Сходка | страница 11



Сойдя с поезда, он отправился не домой, а к Таирджану. Это было важно, необходимо, потому что там было оставлено "на сто лет". Он должен был завладеть этим, чтобы жить "как человек". Этот риск обеспечивал ему жизнь.

Периханым знала о приезде Явера, ведь Таирджан писал ей: "Дорогая, кончается календарный срок Явера. Он придет к нам, встреть его хорошо, как брата моего, дай денег на расходы, пусть выберет себе костюм из моих новых, какой понравится. Подари также пару моих новых туфель и одну из ондатровых шапок, плащ "Тиклас". Он того стоит, ведь столько хорошего сделал для меня..."

Периханым из прихожей включила свет на площадке перед дверью и, посмотрев в глазок, тотчас узнала Явера. Несмотря на раннее утро, она уже проснулась, была в халате, поэтому сразу открыла дверь.

Поздравив его с возвращением, она прошла вперед, чтобы проводить Явера в гостиную, самой переодеться в соседней комнате и сесть поговорить с ним. Однако, обернувшись, увидела, как, щелкнув, открылся кнопочный нож, холодным блеском сверкнуло лезвие и уперлось ей в грудь.

- Говори, где золото!..

Периханым хотела закричать, но Явер не позволил. Быстро "успокоил" он и плачущего ребенка, накрыв лицо его двумя подушками, которые брал запястьями, чтобы не касаться руками. Ни до одного ящика, ни до одной вещи не дотронулся он, только через платок. Точно так же, через платок, он, уходя, прикрыл за собой дверь.

Явер провел здесь около получаса, а то, и того меньше, так что, если его заподозрят, он может сказать, что с поезда отправился прямо домой. Ехал сначала автобусом, потом шел пешком. От автобусной остановки до дома минут десять хода. Но сколько прождал он автобус у вокзала! Сойдя с поезда в шесть часов утра, целых сорок пять минут добирался до дома! Все знают, как в это время работает транспорт...

Вскоре он узнал, это это убийство повесили на кого-то другого. На следствии и позже на суде тот человек не признал себя виноватым, но ему не поверили...

И вот теперь Прошляку казалось, что голос того младенца, так им и не выясненного - сына или дочери, Периханым и Таирджана, - на одной из "ксив", что Зверь с Тигром складывают под подушку. И сама "ксива" эта - живая, одушевленная, потому что жив убитый им ребенок. Он ожил и плачет, давясь слезами и криком.

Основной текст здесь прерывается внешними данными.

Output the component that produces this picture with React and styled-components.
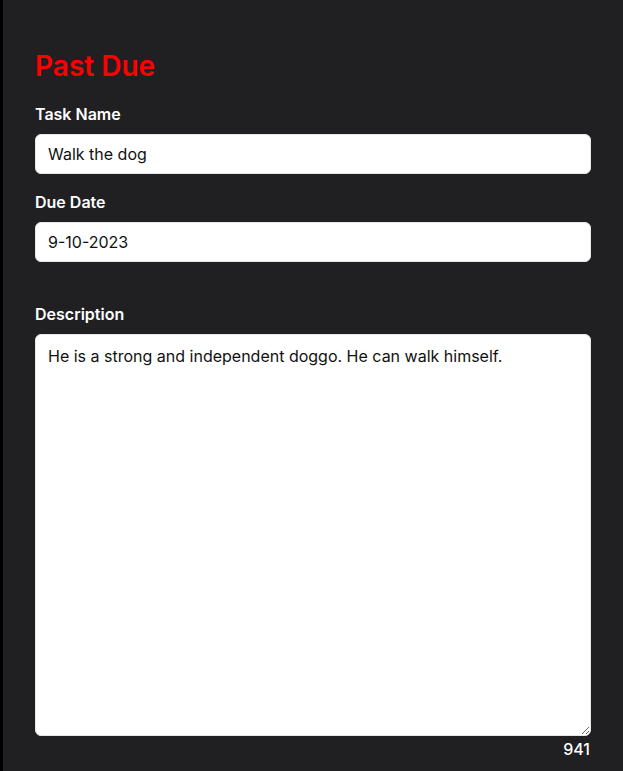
import React from "react";
import styled, { createGlobalStyle } from "styled-components";

const Global = createGlobalStyle`
  html, body { margin: 0; padding: 0; background: #202022; }
  body { font-family: Inter, "Noto Sans", sans-serif; }
  * { box-sizing: border-box; }
`;

const Page = styled.div`
  min-height: 771px;
  height: 771px;
  overflow: hidden;
  background: #202022;
  border-left: 3px solid #000;
  padding: 49px 32px 0 32px;
  display: flex;
  flex-direction: column;
`;

const Title = styled.h1`
  margin: 0 0 21px 0;
  font-size: 28px;
  line-height: 34px;
  font-weight: 600;
  color: #ff0000;
`;

const Field = styled.div`
  display: flex;
  flex-direction: column;
  margin-bottom: ${(p) => p.$gap || 0}px;
`;

const Label = styled.label`
  font-size: 16px;
  line-height: 20px;
  font-weight: 600;
  color: #ffffff;
  margin-bottom: 10px;
`;

const Input = styled.input`
  height: 40px;
  border: 1px solid #e5e7eb;
  border-radius: 6px;
  background: #fff;
  padding: 0 12px;
  font-family: Inter, sans-serif;
  font-size: 16px;
  color: #111;
  outline: none;
`;

const TextArea = styled.textarea`
  height: 402px;
  border: 1px solid #e5e7eb;
  border-radius: 6px;
  background: #fff;
  padding: 10px 12px;
  font-family: Inter, sans-serif;
  font-size: 16px;
  line-height: 22px;
  color: #111;
  outline: none;
  resize: vertical;
`;

const Count = styled.div`
  text-align: right;
  color: #fff;
  font-size: 16px;
  font-weight: 500;
  line-height: 20px;
  margin-top: 3px;
  padding-right: 1px;
`;

export default function App() {
  return (
    <>
      <Global />
      <Page>
        <Title>Past Due</Title>
        <Field $gap={18}>
          <Label>Task Name</Label>
          <Input defaultValue="Walk the dog" />
        </Field>
        <Field $gap={42}>
          <Label>Due Date</Label>
          <Input defaultValue="9-10-2023" />
        </Field>
        <Field>
          <Label>Description</Label>
          <TextArea defaultValue="He is a strong and independent doggo. He can walk himself." />
          <Count>941</Count>
        </Field>
      </Page>
    </>
  );
}
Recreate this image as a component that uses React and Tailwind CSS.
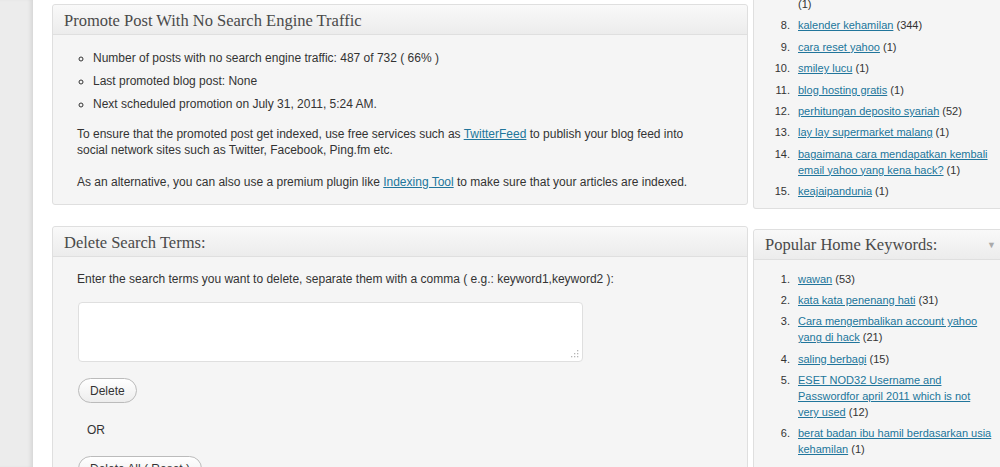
const sans = { fontFamily: '"Liberation Sans", Arial, sans-serif' }
const serif = { fontFamily: '"Liberation Serif", "Times New Roman", serif' }

const topKeywords = [
  { n: 8, text: 'kalender kehamilan', count: 344 },
  { n: 9, text: 'cara reset yahoo', count: 1 },
  { n: 10, text: 'smiley lucu', count: 1 },
  { n: 11, text: 'blog hosting gratis', count: 1 },
  { n: 12, text: 'perhitungan deposito syariah', count: 52 },
  { n: 13, text: 'lay lay supermarket malang', count: 1 },
  { n: 14, text: 'bagaimana cara mendapatkan kembali email yahoo yang kena hack?', count: 1 },
  { n: 15, text: 'keajaipandunia', count: 1 },
]

const homeKeywords = [
  { n: 1, text: 'wawan', count: 53 },
  { n: 2, text: 'kata kata penenang hati', count: 31 },
  { n: 3, text: 'Cara mengembalikan account yahoo yang di hack', count: 21 },
  { n: 4, text: 'saling berbagi', count: 15 },
  { n: 5, text: 'ESET NOD32 Username and Passwordfor april 2011 which is not very used', count: 12 },
  { n: 6, text: 'berat badan ibu hamil berdasarkan usia kehamilan', count: 1 },
  { n: 7, text: 'masyarakat madani', count: 1 },
]

function BoxHeader({ title, arrow }) {
  return (
    <div className="h-[30px] flex items-center justify-between px-[11px] pt-[3px] border-b border-[#dfdfdf] bg-gradient-to-b from-[#f9f9f9] to-[#ececec] rounded-t-[3px]">
      <h3 className="text-[16.5px] text-[#4a4a4a] leading-none" style={serif}>{title}</h3>
      {arrow && <span className="text-[9px] text-[#aaaaaa] mr-[3px]">▼</span>}
    </div>
  )
}

function KeywordList({ items }) {
  return (
    <ul className="text-[11px] leading-4 text-[#333]">
      {items.map((k) => (
        <li key={k.n} className="flex mb-[5.4px]">
          <span className="w-[44px] shrink-0 text-right pr-[8px]">{k.n}.</span>
          <span>
            <a href="#" className="text-[#21759b] underline">{k.text}</a> ({k.count})
          </span>
        </li>
      ))}
    </ul>
  )
}

function Button({ children }) {
  return (
    <button className="h-[25px] px-[11px] rounded-full border border-[#bbbbbb] bg-gradient-to-b from-white to-[#ededed] text-[12px] text-[#333]">
      {children}
    </button>
  )
}

export default function App() {
  return (
    <div className="w-[1000px] h-[467px] overflow-hidden flex bg-white" style={sans}>
      {/* admin menu edge */}
      <div className="w-[33px] shrink-0 bg-[#ececec] shadow-[inset_-4px_0_4px_-2px_rgba(0,0,0,0.1)]" />

      <div className="flex gap-[5px] pl-[19px]">
        {/* main column */}
        <div className="w-[696px] shrink-0 pt-[4px] flex flex-col gap-[21px]">
          <div className="border border-[#dfdfdf] rounded-[3px] bg-[#f5f5f5]">
            <BoxHeader title="Promote Post With No Search Engine Traffic" />
            <div className="pt-[12px] pb-[14px] text-[12px] text-[#333]">
              <ul className="list-[circle] pl-[40px]">
                <li className="leading-[23px]">Number of posts with no search engine traffic: 487 of 732 ( 66% )</li>
                <li className="leading-[23px]">Last promoted blog post: None</li>
                <li className="leading-[23px]">Next scheduled promotion on July 31, 2011, 5:24 AM.</li>
              </ul>
              <p className="mt-[10px] pl-[24px] pr-[40px] leading-4">
                To ensure that the promoted post get indexed, use free services such as{' '}
                <a href="#" className="text-[#21759b] underline">TwitterFeed</a> to publish your blog feed into
                social network sites such as Twitter, Facebook, Ping.fm etc.
              </p>
              <p className="mt-[16px] pl-[24px] pr-[40px] leading-4">
                As an alternative, you can also use a premium plugin like{' '}
                <a href="#" className="text-[#21759b] underline">Indexing Tool</a> to make sure that your articles are indexed.
              </p>
            </div>
          </div>

          <div className="border border-[#dfdfdf] rounded-[3px] bg-[#f5f5f5]">
            <BoxHeader title="Delete Search Terms:" />
            <div className="pt-[14px] pl-[24px] pb-4 text-[12px] text-[#333] flex flex-col items-start">
              <p className="leading-4">Enter the search terms you want to delete, separate them with a comma ( e.g.: keyword1,keyword2 ):</p>
              <div className="relative mt-[15px] ml-[1px]">
                <textarea className="block w-[505px] h-[60px] bg-white border border-[#dfdfdf] rounded-[4px] resize-none outline-none" />
                <svg className="absolute right-[4px] bottom-[4px]" width="9" height="9" viewBox="0 0 9 9" fill="#b5b5b5">
                  <rect x="7" y="1" width="1.3" height="1.3" />
                  <rect x="4" y="4" width="1.3" height="1.3" />
                  <rect x="7" y="4" width="1.3" height="1.3" />
                  <rect x="1" y="7" width="1.3" height="1.3" />
                  <rect x="4" y="7" width="1.3" height="1.3" />
                  <rect x="7" y="7" width="1.3" height="1.3" />
                </svg>
              </div>
              <div className="mt-[16px] ml-[1px]">
                <Button>Delete</Button>
              </div>
              <p className="mt-[19px] ml-[10px] leading-4">OR</p>
              <div className="mt-[18px] ml-[1px]">
                <Button>Delete All ( Reset )</Button>
              </div>
            </div>
          </div>
        </div>

        {/* sidebar column */}
        <div className="w-[258px] shrink-0 -mt-[4px] flex flex-col gap-[20px]">
          <div className="border-x border-b border-[#dfdfdf] rounded-b-[3px] bg-[#f5f5f5] pb-[3px] pr-[18px]">
            <p className="text-[11px] leading-4 text-[#333] pl-[44px] mb-[5.4px]">(1)</p>
            <KeywordList items={topKeywords} />
          </div>

          <div className="border border-[#dfdfdf] rounded-[3px] bg-[#f5f5f5]">
            <BoxHeader title="Popular Home Keywords:" arrow />
            <div className="pt-[11px] pr-[18px]">
              <KeywordList items={homeKeywords} />
            </div>
          </div>
        </div>
      </div>
    </div>
  )
}
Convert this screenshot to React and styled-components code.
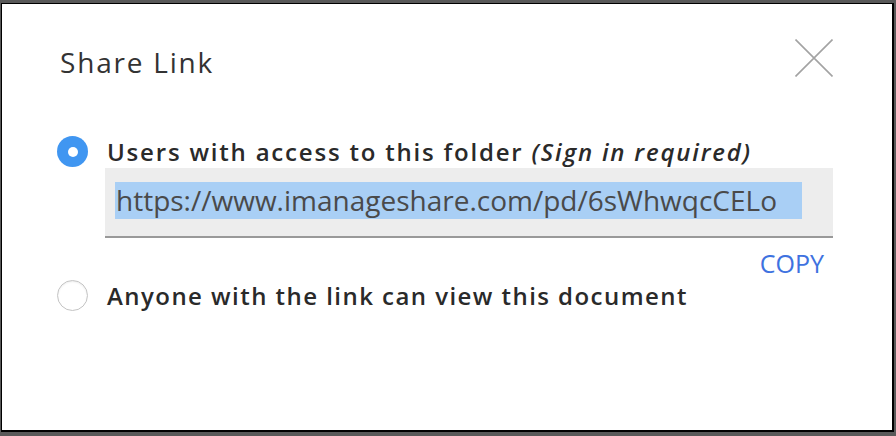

"Расправьтесь с этим недостойным, с этим неблагодарным, который топчет хлеб, что делили с ним, - просит он. - По законам вашей жизни можно воровать, грабить, но не убивать таких, как мы. Ваши законы позволяют убивать в банках, сберкассах, везде, где хранится государственное добро, но и то лишь в случаях исключительных. А моя мать? Чего только не везла она туда, где мольбой, где слезами добиваясь разрешения пропустить, даже если не положено. Молодая женщина, врач, из любви к мужу переступила через недозволенное, через то, что было чуждо ее взглядам и убеждениям. Где только не побывала она, доставая анашу для этого самого Явера - Прошляка, названного брата моего доверчивого отца, Таирджана, который никогда не предавал того, с кем делил хлеб.